Cisco-Talos / clamav

ClamAV - Documentation is here: https://docs.clamav.net
https://www.clamav.net/
GNU General Public License v2.0
4.21k stars 686 forks source link

Scanning big PPTX file is very slow #1139

Open JustinasKO opened 8 months ago

JustinasKO commented 8 months ago

Describe the bug

ClamAV 1.2.1/27129/Wed Dec 20 11:38:37 2023

Then running scan on bigger container files like pptx, scan takes ages. For example 75Mb pptx file on my MacBook pro with M2 chip usually takes ~70s. No matter if multithreading is enabled or not it always uses 99% of single cpu and clamdtop shows that scan uses 1 thread. Scan is even slower when running on intel cpu VM's in AWS EC2 instances with very little difference on instance types etc even on faster compute oriented types.

➜  ~ clamdscan ~/Downloads/test_presentation.pptx
/Users/me/Downloads/test_presentation.pptx: OK

----------- SCAN SUMMARY -----------
Infected files: 0
Time: 69.083 sec (1 m 9 s)
Start Date: 2023:12:22 15:25:49
End Date:   2023:12:22 15:26:58

If file is unarchived (unzip utility takes 1-2s) first and directory test_presentation created. running scan with single thread on that dir takes ~16s

➜  ~ clamdscan ~/Downloads/test_presentation/   
/Users/me/Downloads/test_presentation: OK

----------- SCAN SUMMARY -----------
Infected files: 0
Time: 16.110 sec (0 m 16 s)
Start Date: 2023:12:22 16:09:34
End Date:   2023:12:22 16:09:50

And finally same directory with multithreading enabled (10 treads) ~3s clamdtop shows all 10 threads utilised

➜  ~ clamdscan ~/Downloads/test_presentation/ -m
/Users/me/Downloads/test_presentation: OK

----------- SCAN SUMMARY -----------
Infected files: 0
Time: 3.168 sec (0 m 3 s)
Start Date: 2023:12:22 16:04:20
End Date:   2023:12:22 16:04:24

Why ClamAV not utilising multithreading on container type files? Can this be somehow configured? is there any plans on improving container type file scan performance?

How to reproduce the problem

Can't share exact file here but please contact me to get it privately.

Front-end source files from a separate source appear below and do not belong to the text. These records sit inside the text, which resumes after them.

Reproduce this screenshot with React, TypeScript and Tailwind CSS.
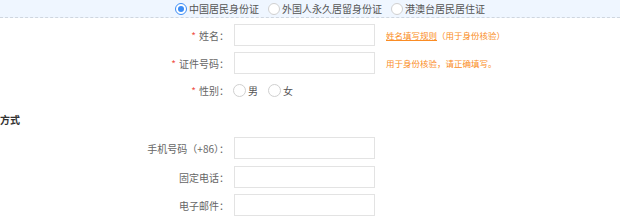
import React, { useState } from 'react';

const font = { fontFamily: '"Microsoft YaHei", "Noto Sans CJK SC", sans-serif' };

const Radio = ({ checked, size = 'w-[12px] h-[12px]' }: { checked?: boolean; size?: string }) => (
  <span
    className={`${size} rounded-full border flex items-center justify-center bg-white shrink-0 ${
      checked ? 'border-[#3b8cf5]' : 'border-[#d0d0d0]'
    }`}
  >
    {checked && <span className="w-[6px] h-[6px] rounded-full bg-[#3b8cf5]" />}
  </span>
);

const Row = ({
  label,
  required,
  hint,
  className = '',
}: {
  label: string;
  required?: boolean;
  hint?: React.ReactNode;
  className?: string;
}) => (
  <div className={`flex items-center h-[22px] ${className}`}>
    <div className="w-[229px] text-right text-[10px] text-[#666] pr-0">
      {required && <span className="text-[#f0524b] mr-[3px]">*</span>}
      {label}
    </div>
    <input className="ml-[5px] w-[141px] h-[22px] border border-[#e3e3e3] bg-white outline-none" />
    {hint && <div className="ml-[11px] text-[8.5px] text-[#fa8c24]">{hint}</div>}
  </div>
);

export default function App() {
  const [idType, setIdType] = useState(0);
  const types = ['中国居民身份证', '外国人永久居留身份证', '港澳台居民居住证'];

  return (
    <div className="w-[620px] h-[217px] bg-white overflow-hidden" style={font}>
      {/* id type selector */}
      <div className="h-[18px] bg-[#eff6ff] border-b border-dashed border-[#cfd6df] flex items-center pl-[175px]">
        {types.map((t, i) => (
          <label
            key={t}
            onClick={() => setIdType(i)}
            className="flex items-center mr-[9px] text-[10px] text-[#555] cursor-pointer"
          >
            <Radio checked={idType === i} />
            <span className="ml-[2px]">{t}</span>
          </label>
        ))}
      </div>

      <Row
        className="mt-[6px]"
        label="姓名："
        required
        hint={
          <>
            <span className="underline">姓名填写规则</span>
            <span>（用于身份核验）</span>
          </>
        }
      />
      <Row className="mt-[6px]" label="证件号码：" required hint="用于身份核验，请正确填写。" />

      <div className="flex items-center h-[22px] mt-[5px]">
        <div className="w-[229px] text-right text-[10px] text-[#666]">
          <span className="text-[#f0524b] mr-[3px]">*</span>性别：
        </div>
        <label className="ml-[4px] flex items-center text-[10px] text-[#555]">
          <Radio size="w-[13px] h-[13px]" />
          <span className="ml-[2px]">男</span>
        </label>
        <label className="ml-[10px] flex items-center text-[10px] text-[#555]">
          <Radio size="w-[13px] h-[13px]" />
          <span className="ml-[2px]">女</span>
        </label>
      </div>

      <div className="mt-[12px] text-[10px] font-bold text-[#333] leading-[14px]">方式</div>

      <Row className="mt-[10px]" label="手机号码（+86）：" />
      <Row className="mt-[7px]" label="固定电话：" />
      <Row className="mt-[6px]" label="电子邮件：" />
    </div>
  );
}
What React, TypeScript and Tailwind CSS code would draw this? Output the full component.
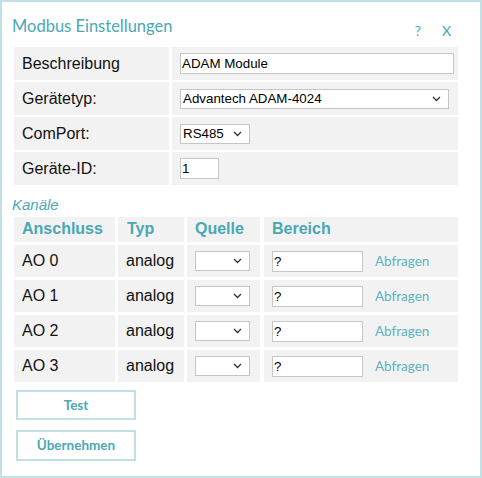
import React from "react";

const teal = "text-[#4aa8b5]";

function Chevron() {
  return (
    <svg width="9" height="6" viewBox="0 0 9 6" className="absolute right-[7px] top-1/2 -translate-y-1/2 pointer-events-none">
      <path d="M1 1l3.5 3.5L8 1" fill="none" stroke="#333" strokeWidth="1.3" />
    </svg>
  );
}

function Select({ value, className }: { value: string; className: string }) {
  return (
    <div className={`relative h-[20px] border border-[#c6c6c6] bg-white ${className}`}>
      <div className="pl-[2px] leading-[18px] text-[13.33px] text-black">{value}</div>
      <Chevron />
    </div>
  );
}

function TextBox({ value, className }: { value: string; className: string }) {
  return (
    <div className={`h-[21px] border border-[#c6c6c6] bg-white pl-[1px] leading-[19px] text-[13.33px] text-black ${className}`}>
      {value}
    </div>
  );
}

function SettingRow({ label, children }: { label: string; children: React.ReactNode }) {
  return (
    <div className="flex h-[33px] gap-[3px]">
      <div className="flex w-[155px] items-center bg-[#f2f2f2] pl-[8px] text-[16px] text-[#111]">{label}</div>
      <div className="flex flex-1 items-center bg-[#f2f2f2] pl-[8px]">{children}</div>
    </div>
  );
}

const channels = ["AO 0", "AO 1", "AO 2", "AO 3"];

export default function App() {
  return (
    <div
      className="h-[478px] w-[482px] border-2 border-[#c2dfe2] bg-white"
      style={{ fontFamily: '"Liberation Sans", Arial, sans-serif' }}
    >
      <div className="flex h-[45px] items-start pl-[10px] pt-[13px]">
        <div className={`text-[16.5px] leading-[22px] ${teal}`} style={{ fontFamily: "Lato, sans-serif" }}>
          Modbus Einstellungen
        </div>
        <div className={`ml-auto flex gap-[21px] pr-[29px] pt-[5px] text-[14px] ${teal}`} style={{ fontFamily: "Lato, sans-serif" }}>
          <span>?</span>
          <span>X</span>
        </div>
      </div>

      <div className="ml-[12px] flex w-[444px] flex-col gap-[2px]">
        <SettingRow label="Beschreibung">
          <TextBox value="ADAM Module" className="w-[274px]" />
        </SettingRow>
        <SettingRow label="Gerätetyp:">
          <Select value="Advantech ADAM-4024" className="w-[269px]" />
        </SettingRow>
        <SettingRow label="ComPort:">
          <Select value="RS485" className="w-[70px]" />
        </SettingRow>
        <SettingRow label="Geräte-ID:">
          <TextBox value="1" className="w-[39px]" />
        </SettingRow>
      </div>

      <div className={`ml-[10px] mt-[10px] h-[22px] text-[15px] italic leading-[20px] ${teal}`}>Kanäle</div>

      <div className="ml-[12px] flex w-[444px] flex-col gap-[3px]">
        <div className={`flex h-[25px] gap-[3px] text-[16px] font-bold ${teal}`}>
          <div className="w-[101px] bg-[#f2f2f2] pl-[8px] leading-[24px]">Anschluss</div>
          <div className="w-[66px] bg-[#f2f2f2] pl-[9px] leading-[24px]">Typ</div>
          <div className="w-[73px] bg-[#f2f2f2] pl-[8px] leading-[24px]">Quelle</div>
          <div className="ml-[1px] flex-1 bg-[#f2f2f2] pl-[8px] leading-[24px]">Bereich</div>
        </div>
        {channels.map((c) => (
          <div key={c} className="flex h-[32px] gap-[3px] text-[16px] text-[#111]">
            <div className="flex w-[101px] items-center bg-[#f2f2f2] pl-[8px]">{c}</div>
            <div className="flex w-[66px] items-center bg-[#f2f2f2] pl-[8px]">analog</div>
            <div className="flex w-[73px] items-center bg-[#f2f2f2] pl-[8px]">
              <Select value="" className="w-[55px]" />
            </div>
            <div className="ml-[1px] flex flex-1 items-center bg-[#f2f2f2] pl-[8px]">
              <TextBox value="?" className="w-[91px]" />
              <span className="ml-[12px] text-[13.5px] text-[#5cb3c1]" style={{ fontFamily: "Lato, sans-serif" }}>
                Abfragen
              </span>
            </div>
          </div>
        ))}
      </div>

      <div className="ml-[14px] mt-[8px] flex flex-col gap-[10px]" style={{ fontFamily: "Lato, sans-serif" }}>
        <button className={`h-[30px] w-[120px] border-2 border-[#c2dfe2] bg-white text-[13.5px] font-bold ${teal}`}>
          Test
        </button>
        <button className={`h-[31px] w-[120px] border-2 border-[#c2dfe2] bg-white text-[13.5px] font-bold ${teal}`}>
          Übernehmen
        </button>
      </div>
    </div>
  );
}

ragusaa commented 8 months ago

Hi,

Thank you for the report. I am creating a ticket internally to track this issue, and will let you know when it's scheduled. I am reaching out to ask for this file.

Thanks, Andy

micahsnyder commented 6 months ago

Checking in on this. @JustinasKO were you able to share the file with @ragusaa? You may try sharing it via direct message on Discord: https://docs.clamav.net/#chat

It's hard to say what is causing scan performance issues with this file. We'll need to test it. Without this, there isn't much to be done for your specific request.

On a related topic: There some concerns over scan performance with images due to a few bytecode signatures that take a relatively long time to run. These are:

I'm looking into having these removed as the CVE's are ~7 years old now and no one should be affected anymore. I'm hopeful this will improve scan performance for files with a lot of JPEG attachments.

You asked about multithreading. ClamD supports concurrent scans of multiple files when scanning a directory given a file path, and supports multiple threads when multiple clients simultaneously request scans.
However, files extracted from archives are not multithreaded. It would require a large redesign of multiple internal components to support concurrency in scanning embedded/extracted content.